Is there any natural number between $(N^2 + N)$ and $(N^2 + 1)$ that can divide $(N^2 + N)\times(N^2 + 1)$

Question

My question is fairly simple and explained in title. I'm trying to prove that there are no natural number(s) between $(n^2+n)$ and $(n^2+1)$ that can divide $(n^2+1) \times (n^2 + n)$

[EDIT]

I was trying to solve the problem $n^4 + n^3 + n^2+n+1 = a^2$.

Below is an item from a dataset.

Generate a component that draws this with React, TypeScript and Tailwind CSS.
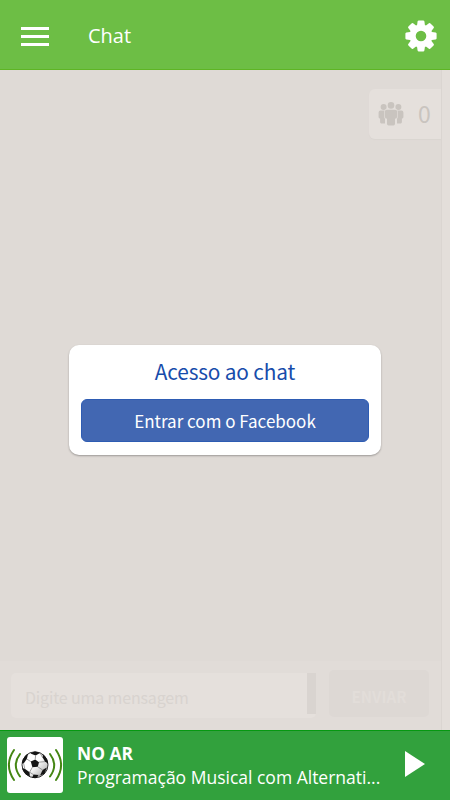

I said that $n^4 + n^3 + n^2+n = (a-1)\times(a+1)$. Refactoring left side, i got: $(n^2+n)\times(n^2+1) = (a-1)+(a+1)$. It is obvious that $a-1$ and $a+1$ are the closest dividers of $a^2-1$ so i need to prove that, in natural numbers, $n^2+n$ and $n^2+1$ are the closest dividers of $a^2-1$ so i can assume that $(n^2+n) = a+1$ and $(n^2+1) = a-1$ and continue to solve the problem in proper way. Thanks for any help or hint in front.

Answer 1

Let $N=(n^2+1)(n^2+n)$. Assume that there exists an integer $A$ such that $A\mid N$ and $(n^2+1)<A<(n^2+n)$. Then the complementary factor $B=N/A$ is also in that interval.

Because $A$ and $B$ are closer to each other than $n^2+1$ and $n^2+n$, and yet $AB=(n^2+1)(n^2+n)$, we must have $A+B<(n^2+1)+(n^2+n),$ or $A+B\le 2n^2+n$.

But then $$(A-B)^2=(A+B)^2-4AB\le (2n^2+n)^2-4(n^2+1)(n^2+n)=-4n-3n^2,$$ where the right hand side is negative. This is a contradiction.

Answer 2

A proof by contradiction. Assume there is a $n^{2}+1+k|(n^{2}+n)(n^{2}+1)$

where $1\leq\,k\,\leq\,n-1$. Then

$n^{2}+k+1|(n^{2}+n)(n^{2}+k-k+1)$ hence $n^{2}+k+1|(n^{2}+n)k$ and then

$n^{2}+k+1|(n^{2}+k+1-k-1+n)k$ hence $n^{2}+k+1|-(k+1-n)k$ and the latter

is positive ($k=n-1$ is not acceptable since it gives $n^{2}+k+1=n^{2}+n$)

which implies that

$n^{2}+1+k\,\leq\,-k^{2}-k+nk$ and hence

$(n-\dfrac{k}{2})^{2}+3\dfrac{k^{2}}{4}+2k+1\,\leq\,0$

which is clearly a contradiction! So there is no such $k$ and the result is proved!